──────── Collected data

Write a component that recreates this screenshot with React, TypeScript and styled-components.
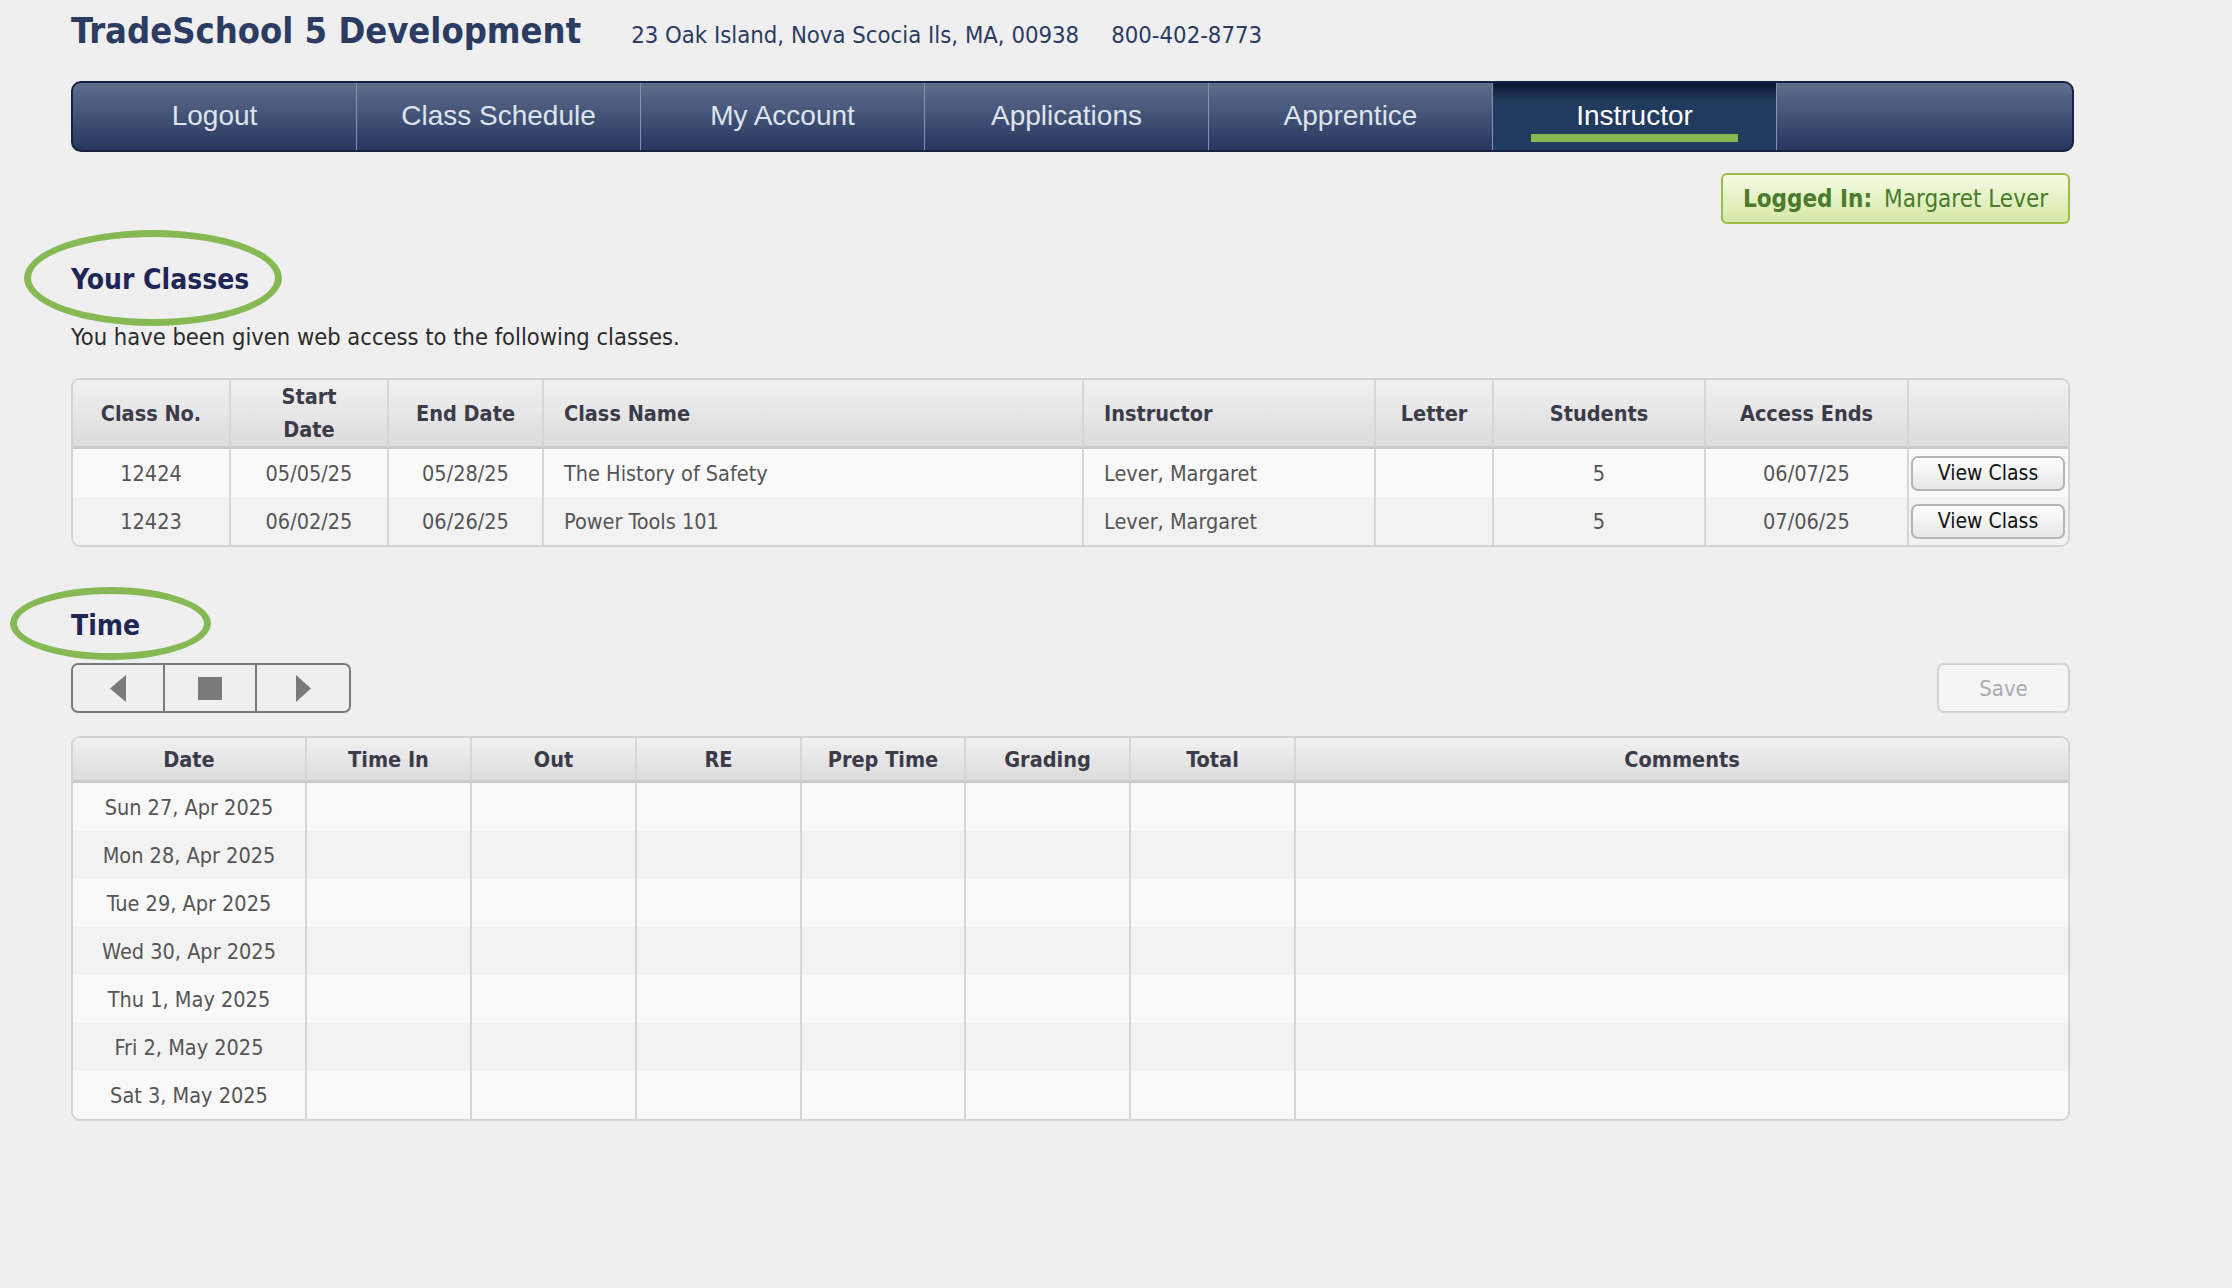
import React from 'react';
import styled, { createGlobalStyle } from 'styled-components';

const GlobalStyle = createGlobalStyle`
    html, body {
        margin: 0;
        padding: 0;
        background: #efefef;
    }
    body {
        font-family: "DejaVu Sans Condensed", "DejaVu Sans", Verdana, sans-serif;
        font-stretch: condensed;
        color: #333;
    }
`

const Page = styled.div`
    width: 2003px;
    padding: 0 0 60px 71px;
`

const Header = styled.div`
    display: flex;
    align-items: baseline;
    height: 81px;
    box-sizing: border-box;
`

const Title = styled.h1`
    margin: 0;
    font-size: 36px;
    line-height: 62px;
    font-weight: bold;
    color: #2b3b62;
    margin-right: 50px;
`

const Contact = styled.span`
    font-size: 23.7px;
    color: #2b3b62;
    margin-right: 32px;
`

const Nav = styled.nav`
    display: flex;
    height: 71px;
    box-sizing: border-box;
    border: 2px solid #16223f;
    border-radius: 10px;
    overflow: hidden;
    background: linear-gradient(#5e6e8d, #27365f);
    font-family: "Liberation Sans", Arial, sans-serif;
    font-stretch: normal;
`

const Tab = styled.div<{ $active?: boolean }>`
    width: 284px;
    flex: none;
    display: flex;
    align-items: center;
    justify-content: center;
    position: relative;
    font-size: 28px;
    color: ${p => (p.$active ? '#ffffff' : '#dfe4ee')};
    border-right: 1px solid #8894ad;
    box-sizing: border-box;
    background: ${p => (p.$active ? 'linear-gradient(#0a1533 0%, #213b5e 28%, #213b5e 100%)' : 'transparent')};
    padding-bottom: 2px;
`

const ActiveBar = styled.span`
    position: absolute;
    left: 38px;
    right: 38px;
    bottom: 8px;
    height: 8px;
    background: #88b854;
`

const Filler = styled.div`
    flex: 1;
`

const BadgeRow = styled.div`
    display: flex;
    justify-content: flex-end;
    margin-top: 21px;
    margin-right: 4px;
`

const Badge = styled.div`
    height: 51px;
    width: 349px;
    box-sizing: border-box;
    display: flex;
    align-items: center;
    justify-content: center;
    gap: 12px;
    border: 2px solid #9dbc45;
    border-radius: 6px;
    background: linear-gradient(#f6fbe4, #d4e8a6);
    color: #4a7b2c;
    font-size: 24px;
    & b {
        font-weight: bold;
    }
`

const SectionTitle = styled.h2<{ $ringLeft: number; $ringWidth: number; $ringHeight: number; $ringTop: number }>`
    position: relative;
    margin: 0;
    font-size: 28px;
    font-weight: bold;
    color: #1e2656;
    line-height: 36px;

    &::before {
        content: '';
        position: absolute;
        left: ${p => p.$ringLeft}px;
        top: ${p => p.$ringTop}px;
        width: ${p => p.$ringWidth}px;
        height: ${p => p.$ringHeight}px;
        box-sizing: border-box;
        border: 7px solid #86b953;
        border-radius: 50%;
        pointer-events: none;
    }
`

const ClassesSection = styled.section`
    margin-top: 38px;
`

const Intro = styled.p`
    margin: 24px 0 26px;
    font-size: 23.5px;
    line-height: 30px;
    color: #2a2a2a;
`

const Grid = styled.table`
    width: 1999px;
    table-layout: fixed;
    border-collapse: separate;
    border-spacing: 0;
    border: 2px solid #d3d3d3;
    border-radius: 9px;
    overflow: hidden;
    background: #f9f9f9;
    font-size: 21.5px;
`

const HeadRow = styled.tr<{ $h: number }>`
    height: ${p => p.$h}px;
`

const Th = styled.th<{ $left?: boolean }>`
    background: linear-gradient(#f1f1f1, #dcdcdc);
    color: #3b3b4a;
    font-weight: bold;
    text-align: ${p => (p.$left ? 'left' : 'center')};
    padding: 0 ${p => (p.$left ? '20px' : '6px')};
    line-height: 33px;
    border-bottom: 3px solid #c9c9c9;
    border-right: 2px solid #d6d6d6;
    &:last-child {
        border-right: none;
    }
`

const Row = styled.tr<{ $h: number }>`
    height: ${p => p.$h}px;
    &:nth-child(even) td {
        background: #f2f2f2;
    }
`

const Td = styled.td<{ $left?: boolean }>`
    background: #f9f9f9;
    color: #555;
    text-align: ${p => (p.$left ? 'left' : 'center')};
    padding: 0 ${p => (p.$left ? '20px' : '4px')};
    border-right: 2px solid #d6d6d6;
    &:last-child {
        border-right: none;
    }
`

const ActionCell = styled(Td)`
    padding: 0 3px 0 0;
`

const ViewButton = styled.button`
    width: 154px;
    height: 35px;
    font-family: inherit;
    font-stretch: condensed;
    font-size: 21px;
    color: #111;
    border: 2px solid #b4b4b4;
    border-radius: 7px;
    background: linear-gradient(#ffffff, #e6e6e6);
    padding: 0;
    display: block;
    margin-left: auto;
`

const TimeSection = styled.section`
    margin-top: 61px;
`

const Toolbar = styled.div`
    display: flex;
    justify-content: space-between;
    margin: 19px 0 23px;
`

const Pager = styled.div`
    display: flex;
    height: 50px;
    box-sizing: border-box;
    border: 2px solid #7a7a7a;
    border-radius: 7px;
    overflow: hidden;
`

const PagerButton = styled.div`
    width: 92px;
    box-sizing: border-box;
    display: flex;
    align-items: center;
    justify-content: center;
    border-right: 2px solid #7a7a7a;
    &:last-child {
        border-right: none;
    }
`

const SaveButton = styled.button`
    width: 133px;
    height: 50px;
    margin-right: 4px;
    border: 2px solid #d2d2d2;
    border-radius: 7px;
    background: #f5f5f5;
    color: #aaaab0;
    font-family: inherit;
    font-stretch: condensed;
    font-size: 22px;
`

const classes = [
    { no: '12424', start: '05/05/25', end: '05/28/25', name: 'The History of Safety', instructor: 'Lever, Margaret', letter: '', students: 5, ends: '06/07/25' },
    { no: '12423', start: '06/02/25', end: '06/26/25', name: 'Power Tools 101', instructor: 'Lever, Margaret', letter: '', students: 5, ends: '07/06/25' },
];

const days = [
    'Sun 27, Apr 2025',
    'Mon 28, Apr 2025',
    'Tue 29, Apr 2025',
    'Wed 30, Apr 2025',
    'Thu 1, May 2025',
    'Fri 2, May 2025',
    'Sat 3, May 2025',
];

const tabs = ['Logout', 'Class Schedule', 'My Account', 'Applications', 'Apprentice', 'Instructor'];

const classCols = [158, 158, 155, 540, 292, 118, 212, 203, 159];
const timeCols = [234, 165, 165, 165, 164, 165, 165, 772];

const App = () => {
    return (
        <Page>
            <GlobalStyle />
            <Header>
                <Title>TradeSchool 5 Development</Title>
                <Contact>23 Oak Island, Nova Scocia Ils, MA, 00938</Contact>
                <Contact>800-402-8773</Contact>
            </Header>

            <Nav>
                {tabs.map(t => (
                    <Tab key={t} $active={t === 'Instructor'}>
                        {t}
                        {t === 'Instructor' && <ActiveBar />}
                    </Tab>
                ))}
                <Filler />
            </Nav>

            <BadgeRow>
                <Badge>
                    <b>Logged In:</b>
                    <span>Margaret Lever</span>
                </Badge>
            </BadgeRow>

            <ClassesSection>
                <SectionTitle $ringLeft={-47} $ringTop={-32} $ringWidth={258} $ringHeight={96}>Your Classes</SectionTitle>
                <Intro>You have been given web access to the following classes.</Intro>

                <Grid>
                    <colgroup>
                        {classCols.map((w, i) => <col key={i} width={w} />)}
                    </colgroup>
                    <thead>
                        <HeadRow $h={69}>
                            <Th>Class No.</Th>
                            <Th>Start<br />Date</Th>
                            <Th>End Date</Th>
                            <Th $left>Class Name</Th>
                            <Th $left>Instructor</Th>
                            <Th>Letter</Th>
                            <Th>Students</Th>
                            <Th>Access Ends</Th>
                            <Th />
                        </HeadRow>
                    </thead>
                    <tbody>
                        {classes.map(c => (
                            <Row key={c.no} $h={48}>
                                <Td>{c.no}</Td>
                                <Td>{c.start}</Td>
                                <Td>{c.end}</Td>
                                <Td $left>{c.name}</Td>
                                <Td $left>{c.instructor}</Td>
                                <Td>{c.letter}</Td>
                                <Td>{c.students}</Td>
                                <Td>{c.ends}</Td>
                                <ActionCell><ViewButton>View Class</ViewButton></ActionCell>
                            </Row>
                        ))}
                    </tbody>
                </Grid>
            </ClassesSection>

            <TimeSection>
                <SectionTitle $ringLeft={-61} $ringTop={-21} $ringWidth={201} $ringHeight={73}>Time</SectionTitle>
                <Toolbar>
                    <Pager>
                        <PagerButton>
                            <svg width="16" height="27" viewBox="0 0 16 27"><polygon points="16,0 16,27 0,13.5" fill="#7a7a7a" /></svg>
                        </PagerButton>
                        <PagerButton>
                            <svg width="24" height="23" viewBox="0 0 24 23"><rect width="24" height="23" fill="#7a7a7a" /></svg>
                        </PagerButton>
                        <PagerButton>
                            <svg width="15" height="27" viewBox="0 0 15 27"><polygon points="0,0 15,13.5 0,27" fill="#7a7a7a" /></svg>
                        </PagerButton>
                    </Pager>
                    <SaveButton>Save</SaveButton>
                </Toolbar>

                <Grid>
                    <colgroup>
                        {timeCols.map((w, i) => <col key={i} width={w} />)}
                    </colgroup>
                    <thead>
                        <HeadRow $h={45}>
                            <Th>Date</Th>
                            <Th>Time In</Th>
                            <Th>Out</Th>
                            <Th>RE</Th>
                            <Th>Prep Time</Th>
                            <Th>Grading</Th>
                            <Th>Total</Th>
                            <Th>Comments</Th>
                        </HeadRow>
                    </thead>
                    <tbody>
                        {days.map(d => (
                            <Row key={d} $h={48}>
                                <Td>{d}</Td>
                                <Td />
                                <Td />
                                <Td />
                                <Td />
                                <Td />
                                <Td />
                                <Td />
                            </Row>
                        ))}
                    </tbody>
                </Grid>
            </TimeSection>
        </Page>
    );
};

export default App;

────────────────

■ Instructions to follow
Find the word "components" in the data and copy out each line where it turns up.

■ Solution for this problem
Write a component that recreates this screenshot with React, TypeScript and styled-components.
import styled, { createGlobalStyle } from 'styled-components';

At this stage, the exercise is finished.